The energy resolution of the beamline is sensitive to the divergence of the incoming beam in the DCM crystal, which depends on the bending radius of the cylindrical collimating mirror. Therefore, the radius of the collimating mirror was optimized meticulously. First, we set the analyzer crystal to approximately 61.71° relative to the incident beam, which corresponds to the Bragg angle of Si(444) at 8981.3 eV. A series of different bending radii of the collimating mirror was obtained using the stepper motor. For each bending radius, we scanned the DCM from 8960 to 8990 eV and obtained I0, It, and ISiPIN values simultaneously. The XANES spectra of the Cu K-edge and the diffraction curves of the analyzer crystal with different bending radii were obtained, as shown in Fig. 16. Clearly, the height and width of the diffraction curves varied with the bending radius of the collimating mirror. When the bending radius approached the theoretical optimum, the diffraction curve exhibited the highest amplitude and the minimum full width at half maximum (FWHM), as indicated by the black line in Fig. 16a. In other words, the optimal bending radius that resulted in the highest energy resolution for the beamline was obtained. Meanwhile, the sharpest shoulder peak appeared at 8981.3 eV in the Cu K-edge XANES spectrum, as shown in Fig. 16b. This indicates that the energy resolution of BL11B satisfies the requirements of XAFS measurements.

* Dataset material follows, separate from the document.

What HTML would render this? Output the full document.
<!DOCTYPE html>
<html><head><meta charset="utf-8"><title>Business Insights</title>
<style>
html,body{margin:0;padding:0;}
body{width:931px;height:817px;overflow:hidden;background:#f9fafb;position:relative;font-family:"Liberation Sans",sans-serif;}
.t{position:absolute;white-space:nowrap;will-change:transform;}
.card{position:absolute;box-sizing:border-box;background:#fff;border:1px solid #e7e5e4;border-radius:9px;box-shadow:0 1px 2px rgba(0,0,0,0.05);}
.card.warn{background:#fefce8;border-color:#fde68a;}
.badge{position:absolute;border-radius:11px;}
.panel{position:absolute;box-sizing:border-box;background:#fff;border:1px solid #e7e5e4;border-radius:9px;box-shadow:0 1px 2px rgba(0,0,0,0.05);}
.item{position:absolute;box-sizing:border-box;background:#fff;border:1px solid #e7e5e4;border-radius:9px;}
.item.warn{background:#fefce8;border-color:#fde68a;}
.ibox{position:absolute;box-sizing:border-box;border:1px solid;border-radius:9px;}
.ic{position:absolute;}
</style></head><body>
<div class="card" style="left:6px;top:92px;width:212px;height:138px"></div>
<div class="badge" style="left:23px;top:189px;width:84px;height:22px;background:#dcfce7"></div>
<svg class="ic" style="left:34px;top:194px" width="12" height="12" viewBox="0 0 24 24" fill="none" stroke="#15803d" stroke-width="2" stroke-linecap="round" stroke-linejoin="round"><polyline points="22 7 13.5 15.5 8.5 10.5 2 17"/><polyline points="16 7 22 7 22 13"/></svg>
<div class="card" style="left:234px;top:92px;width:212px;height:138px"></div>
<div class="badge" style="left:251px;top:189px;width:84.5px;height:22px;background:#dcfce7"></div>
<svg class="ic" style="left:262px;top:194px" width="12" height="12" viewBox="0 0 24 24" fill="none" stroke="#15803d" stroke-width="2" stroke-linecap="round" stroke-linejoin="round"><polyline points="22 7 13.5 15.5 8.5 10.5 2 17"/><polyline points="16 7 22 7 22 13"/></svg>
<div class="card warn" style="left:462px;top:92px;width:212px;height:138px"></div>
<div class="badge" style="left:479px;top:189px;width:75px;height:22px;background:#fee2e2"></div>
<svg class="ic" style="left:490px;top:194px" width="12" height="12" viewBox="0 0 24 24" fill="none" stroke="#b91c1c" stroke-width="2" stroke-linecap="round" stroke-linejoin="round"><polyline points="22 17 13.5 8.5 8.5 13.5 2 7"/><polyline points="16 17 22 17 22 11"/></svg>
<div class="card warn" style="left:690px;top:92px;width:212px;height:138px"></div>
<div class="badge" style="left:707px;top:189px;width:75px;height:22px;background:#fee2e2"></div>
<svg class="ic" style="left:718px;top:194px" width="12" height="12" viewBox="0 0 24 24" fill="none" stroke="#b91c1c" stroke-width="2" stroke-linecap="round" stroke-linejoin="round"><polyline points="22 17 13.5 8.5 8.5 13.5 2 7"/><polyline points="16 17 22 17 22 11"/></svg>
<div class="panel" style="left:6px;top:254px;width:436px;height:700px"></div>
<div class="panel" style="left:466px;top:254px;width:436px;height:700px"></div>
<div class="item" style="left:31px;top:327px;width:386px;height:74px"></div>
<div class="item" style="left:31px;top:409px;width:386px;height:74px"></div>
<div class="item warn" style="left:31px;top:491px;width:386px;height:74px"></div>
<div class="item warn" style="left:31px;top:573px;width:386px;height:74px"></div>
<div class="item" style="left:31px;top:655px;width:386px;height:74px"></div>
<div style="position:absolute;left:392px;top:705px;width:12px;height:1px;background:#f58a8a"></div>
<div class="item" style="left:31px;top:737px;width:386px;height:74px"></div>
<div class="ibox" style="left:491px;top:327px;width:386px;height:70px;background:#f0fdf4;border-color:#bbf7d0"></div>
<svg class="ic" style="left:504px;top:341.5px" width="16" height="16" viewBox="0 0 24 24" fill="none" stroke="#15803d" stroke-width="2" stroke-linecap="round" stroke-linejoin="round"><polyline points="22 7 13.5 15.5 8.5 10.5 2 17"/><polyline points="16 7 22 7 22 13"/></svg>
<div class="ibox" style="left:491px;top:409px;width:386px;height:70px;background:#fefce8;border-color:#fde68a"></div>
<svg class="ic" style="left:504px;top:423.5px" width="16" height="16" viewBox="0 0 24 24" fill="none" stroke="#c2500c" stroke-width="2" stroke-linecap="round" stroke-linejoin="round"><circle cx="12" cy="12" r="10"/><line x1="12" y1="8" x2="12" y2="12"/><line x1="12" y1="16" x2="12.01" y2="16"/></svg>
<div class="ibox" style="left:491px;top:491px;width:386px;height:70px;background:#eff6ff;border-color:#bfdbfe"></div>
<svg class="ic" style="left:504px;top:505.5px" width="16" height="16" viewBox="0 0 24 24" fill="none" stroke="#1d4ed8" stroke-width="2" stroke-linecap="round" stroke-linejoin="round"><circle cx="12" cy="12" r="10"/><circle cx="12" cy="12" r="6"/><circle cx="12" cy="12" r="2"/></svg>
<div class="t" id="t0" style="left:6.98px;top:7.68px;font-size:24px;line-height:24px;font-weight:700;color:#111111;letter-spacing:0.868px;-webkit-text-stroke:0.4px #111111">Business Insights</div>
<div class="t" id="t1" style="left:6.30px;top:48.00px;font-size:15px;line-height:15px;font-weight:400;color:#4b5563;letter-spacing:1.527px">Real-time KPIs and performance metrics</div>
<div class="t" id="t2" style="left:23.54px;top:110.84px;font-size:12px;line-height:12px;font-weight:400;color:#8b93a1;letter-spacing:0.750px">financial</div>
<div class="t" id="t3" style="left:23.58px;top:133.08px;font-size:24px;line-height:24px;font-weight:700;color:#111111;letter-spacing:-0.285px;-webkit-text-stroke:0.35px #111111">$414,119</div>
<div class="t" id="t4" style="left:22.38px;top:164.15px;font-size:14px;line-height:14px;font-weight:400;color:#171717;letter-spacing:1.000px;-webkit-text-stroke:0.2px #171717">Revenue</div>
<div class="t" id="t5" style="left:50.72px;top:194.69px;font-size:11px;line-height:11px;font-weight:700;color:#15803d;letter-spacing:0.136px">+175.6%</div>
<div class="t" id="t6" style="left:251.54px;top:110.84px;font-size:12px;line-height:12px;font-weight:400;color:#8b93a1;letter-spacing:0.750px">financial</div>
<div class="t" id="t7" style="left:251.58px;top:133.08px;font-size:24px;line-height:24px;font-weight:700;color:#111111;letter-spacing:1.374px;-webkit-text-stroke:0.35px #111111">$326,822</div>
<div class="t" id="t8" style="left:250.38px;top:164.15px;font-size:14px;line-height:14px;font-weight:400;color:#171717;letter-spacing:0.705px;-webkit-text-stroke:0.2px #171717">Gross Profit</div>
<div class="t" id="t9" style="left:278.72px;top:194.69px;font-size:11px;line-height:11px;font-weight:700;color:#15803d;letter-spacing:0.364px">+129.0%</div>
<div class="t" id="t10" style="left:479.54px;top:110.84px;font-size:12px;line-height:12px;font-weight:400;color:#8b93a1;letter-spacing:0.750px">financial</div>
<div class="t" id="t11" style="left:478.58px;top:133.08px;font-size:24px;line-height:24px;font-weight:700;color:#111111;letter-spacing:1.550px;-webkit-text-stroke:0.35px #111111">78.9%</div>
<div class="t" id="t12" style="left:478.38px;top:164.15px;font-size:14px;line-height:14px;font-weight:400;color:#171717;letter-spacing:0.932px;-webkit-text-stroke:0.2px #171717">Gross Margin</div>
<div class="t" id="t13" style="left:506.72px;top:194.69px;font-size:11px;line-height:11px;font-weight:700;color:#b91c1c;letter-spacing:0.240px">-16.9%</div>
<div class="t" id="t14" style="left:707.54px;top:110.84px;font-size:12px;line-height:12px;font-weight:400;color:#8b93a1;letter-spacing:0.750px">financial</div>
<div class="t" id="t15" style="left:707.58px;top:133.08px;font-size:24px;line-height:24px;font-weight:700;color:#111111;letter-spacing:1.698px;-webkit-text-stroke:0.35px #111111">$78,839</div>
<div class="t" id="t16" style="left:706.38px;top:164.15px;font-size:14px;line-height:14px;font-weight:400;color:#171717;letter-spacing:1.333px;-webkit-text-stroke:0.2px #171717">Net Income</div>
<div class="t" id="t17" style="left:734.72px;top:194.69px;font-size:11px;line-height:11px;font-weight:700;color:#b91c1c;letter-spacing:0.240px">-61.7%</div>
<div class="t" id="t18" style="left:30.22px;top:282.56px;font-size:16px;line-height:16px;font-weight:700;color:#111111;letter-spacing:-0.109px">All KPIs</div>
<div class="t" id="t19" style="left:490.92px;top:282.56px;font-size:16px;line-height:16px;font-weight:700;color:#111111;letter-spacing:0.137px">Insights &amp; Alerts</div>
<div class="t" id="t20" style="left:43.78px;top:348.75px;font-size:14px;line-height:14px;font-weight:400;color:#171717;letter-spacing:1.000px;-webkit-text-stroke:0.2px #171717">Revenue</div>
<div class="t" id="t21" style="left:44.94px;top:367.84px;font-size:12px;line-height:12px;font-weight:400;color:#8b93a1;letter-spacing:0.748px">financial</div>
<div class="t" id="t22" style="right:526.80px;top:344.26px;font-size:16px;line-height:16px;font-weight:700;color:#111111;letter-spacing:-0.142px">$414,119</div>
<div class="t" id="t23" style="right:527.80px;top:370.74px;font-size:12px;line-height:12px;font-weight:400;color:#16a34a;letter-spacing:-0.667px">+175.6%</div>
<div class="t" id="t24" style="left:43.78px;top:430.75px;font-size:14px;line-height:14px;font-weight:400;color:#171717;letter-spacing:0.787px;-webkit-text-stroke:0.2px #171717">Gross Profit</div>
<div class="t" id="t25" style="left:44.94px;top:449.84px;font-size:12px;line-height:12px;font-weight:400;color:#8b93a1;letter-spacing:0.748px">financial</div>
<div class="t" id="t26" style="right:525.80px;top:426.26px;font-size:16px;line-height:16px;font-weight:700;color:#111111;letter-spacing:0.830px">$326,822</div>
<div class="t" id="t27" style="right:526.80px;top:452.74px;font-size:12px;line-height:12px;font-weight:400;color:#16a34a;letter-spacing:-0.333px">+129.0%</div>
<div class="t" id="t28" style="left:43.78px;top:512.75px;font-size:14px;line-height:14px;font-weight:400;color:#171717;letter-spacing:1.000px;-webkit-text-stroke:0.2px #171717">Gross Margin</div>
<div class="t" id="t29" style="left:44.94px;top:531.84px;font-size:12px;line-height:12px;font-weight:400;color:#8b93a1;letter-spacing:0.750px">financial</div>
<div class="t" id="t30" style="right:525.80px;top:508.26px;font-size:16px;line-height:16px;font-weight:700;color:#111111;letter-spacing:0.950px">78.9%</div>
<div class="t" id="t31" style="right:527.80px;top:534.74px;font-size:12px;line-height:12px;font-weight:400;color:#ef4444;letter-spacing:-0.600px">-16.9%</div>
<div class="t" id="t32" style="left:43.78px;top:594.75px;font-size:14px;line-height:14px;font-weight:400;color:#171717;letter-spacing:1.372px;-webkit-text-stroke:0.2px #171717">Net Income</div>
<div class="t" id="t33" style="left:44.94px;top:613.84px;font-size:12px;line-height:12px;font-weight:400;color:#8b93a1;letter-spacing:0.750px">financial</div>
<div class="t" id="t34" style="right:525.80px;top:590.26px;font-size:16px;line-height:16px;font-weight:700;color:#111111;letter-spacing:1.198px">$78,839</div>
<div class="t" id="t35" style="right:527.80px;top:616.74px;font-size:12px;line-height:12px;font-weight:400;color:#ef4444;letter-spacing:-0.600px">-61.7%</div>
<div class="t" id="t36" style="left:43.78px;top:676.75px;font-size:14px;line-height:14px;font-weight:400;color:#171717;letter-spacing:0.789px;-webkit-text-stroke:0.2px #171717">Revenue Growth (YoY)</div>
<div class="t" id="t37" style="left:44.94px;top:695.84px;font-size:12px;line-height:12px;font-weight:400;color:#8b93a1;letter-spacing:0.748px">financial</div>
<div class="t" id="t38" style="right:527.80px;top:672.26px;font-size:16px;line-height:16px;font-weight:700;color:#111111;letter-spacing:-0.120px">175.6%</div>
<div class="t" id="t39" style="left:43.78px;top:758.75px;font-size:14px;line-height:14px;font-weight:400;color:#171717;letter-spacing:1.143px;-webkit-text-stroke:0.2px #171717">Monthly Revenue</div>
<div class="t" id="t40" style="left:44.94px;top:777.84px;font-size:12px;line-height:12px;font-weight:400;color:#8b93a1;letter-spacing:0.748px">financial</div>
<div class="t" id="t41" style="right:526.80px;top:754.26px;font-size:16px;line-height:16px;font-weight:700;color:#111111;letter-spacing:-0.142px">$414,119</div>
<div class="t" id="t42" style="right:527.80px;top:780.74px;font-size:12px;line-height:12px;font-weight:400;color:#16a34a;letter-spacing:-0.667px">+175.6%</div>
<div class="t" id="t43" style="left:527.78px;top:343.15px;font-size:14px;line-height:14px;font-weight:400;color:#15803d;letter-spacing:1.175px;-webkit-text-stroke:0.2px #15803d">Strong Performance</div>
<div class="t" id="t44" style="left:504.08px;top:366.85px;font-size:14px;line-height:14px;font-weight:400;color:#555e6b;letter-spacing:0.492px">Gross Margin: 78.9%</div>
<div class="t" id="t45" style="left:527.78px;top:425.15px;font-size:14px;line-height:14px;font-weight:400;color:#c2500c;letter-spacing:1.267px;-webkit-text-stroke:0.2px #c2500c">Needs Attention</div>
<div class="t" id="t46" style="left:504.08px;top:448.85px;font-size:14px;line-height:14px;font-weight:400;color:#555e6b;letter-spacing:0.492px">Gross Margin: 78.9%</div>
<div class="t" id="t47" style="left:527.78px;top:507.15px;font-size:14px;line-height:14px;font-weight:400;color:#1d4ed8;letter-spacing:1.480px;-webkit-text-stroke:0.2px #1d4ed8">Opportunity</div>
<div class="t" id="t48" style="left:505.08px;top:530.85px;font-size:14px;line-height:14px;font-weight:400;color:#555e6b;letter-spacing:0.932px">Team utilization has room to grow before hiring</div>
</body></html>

Subsequently, the beamline energy resolution was tested quantitatively. The analyzer crystal was set to approximately 81.32° relative to the incident beam, which was approximately the Bragg angle of Si(555) at 10,000 eV. We measured the rocking curve of the analyzer crystal by obtaining the ISiPIN while scanning the Bragg angle at the optimal bending radius of the collimating mirror. The rocking curve for Si(555) is shown in Fig. 17. The energy resolution can be expressed as ΔE/E = Δθ × cotθB, where θB is the Bragg angle of Si(555) at 10 keV, which is 81.32° theoretically, and Δθ is the FWHM of the rocking curve, which is 176.5 arcsec in this study. The total resolution is primarily reflected by the convolution of the beamline energy resolution, the effect of X-ray divergence, and the Darwin width of the crystal analyzer. Based on calculations, the energy resolution of the BL11B beamline exceeds 1.31 × 10-4 at 10 keV for Si(111) of the DCM.

Photon flux
Using the DCM of the Si(111) crystal, the photon flux at 10 keV was measured using a parallel-plate ionization chamber. The chamber was 15 cm long and filled with pure N2 gas at atmospheric pressure. The gain of the DLPCA-200 current amplifier used was 106 V/A. Using the Hephaestus software, the actual photon flux was calculated to be 4.98 × 1011 photons/s [47].
Spot size
The beam-spot shape was displayed in real time using an X-ray imaging detector (X-ray FDS 6.02MP, PSEL) placed at the sample position. The detector was a SCMOS camera with a scintillator (Gadox: Tb) coupled through a fiber-optic input. Its pixel size was 4.54 μm × 4.54 μm, which was sufficient for the precise commission of the beamline optics. The spot size was measured by scanning the four-blade slits at the sample position in the vertical and horizontal directions. A parallel-plate ionization chamber was placed behind the four-blade slits, which recorded the X-ray intensity during scanning. Vertical and horizontal spot sizes were obtained by fitting the first derivative of the X-ray intensity. Figure 18 shows that the FWHM focused spot size was 214 μm (H) × 244 μm (V).

Stability
To verify the performance and stability of the beamline, continuous EXAFS was performed on the Cu metal foil for more than 130 times over 20 h, as shown in Fig. 19. All the spectra in both the E- and k-spaces were almost identical without a noticeable energy shift, thus demonstrating the excellent long-term stability and capacity of the beamline for continuous measurements over a long duration.

The static beam positions on the sample were monitored using a quadrant beam position monitor when using the DCM. Assuming that the change in the beam position in the horizontal direction was much smaller than that in the vertical direction, we focused on the vertical position stability over time, as shown in Fig. 20. The standard deviation was approximately 0.27 μm, which demonstrates favorable stability at the beam position.

Experimental results
The overall performance of BL11B was first demonstrated by measuring the K-edge XAFS spectrum of the Cu metal foil in transmission mode, as shown in Fig. 21. Both the XANES spectrum with a clear shoulder peak and the k3-weighted EXAFS spectrum up to 18 Å-1 confirmed the high performance of BL11B.

Summary and conclusion
The BL11B beamline at the SSRF is dedicated to conventional and millisecond-scale QXAFS spectroscopy. The beamline is currently in operation and has been available for general user proposals since January 2021. The BL11B beamline offers a wide energy range (i.e., 5–30 keV), a submillimeter-focused spot size, high energy resolution and stability, and various types of in situ experimental equipment. Various experimental techniques have been developed, including transmission XAFS, fluorescence XAFS, QXAFS, and in situ XAFS. Consequently, more than 300 papers have been published in various scientific fields, thus demonstrating the excellent performance of the beamline. Meanwhile, new experimental techniques are being devised, including the combination of XAFS, XRD, and high-energy-resolution XAFS, which are expected to be operable by the general user community in the future. In conclusion, the BL11B beamline is an effective research platform for the fields of energy materials, catalysis, environmental science, and condensed matter physics. Furthermore, the beamline is advantageous to industrial application studies.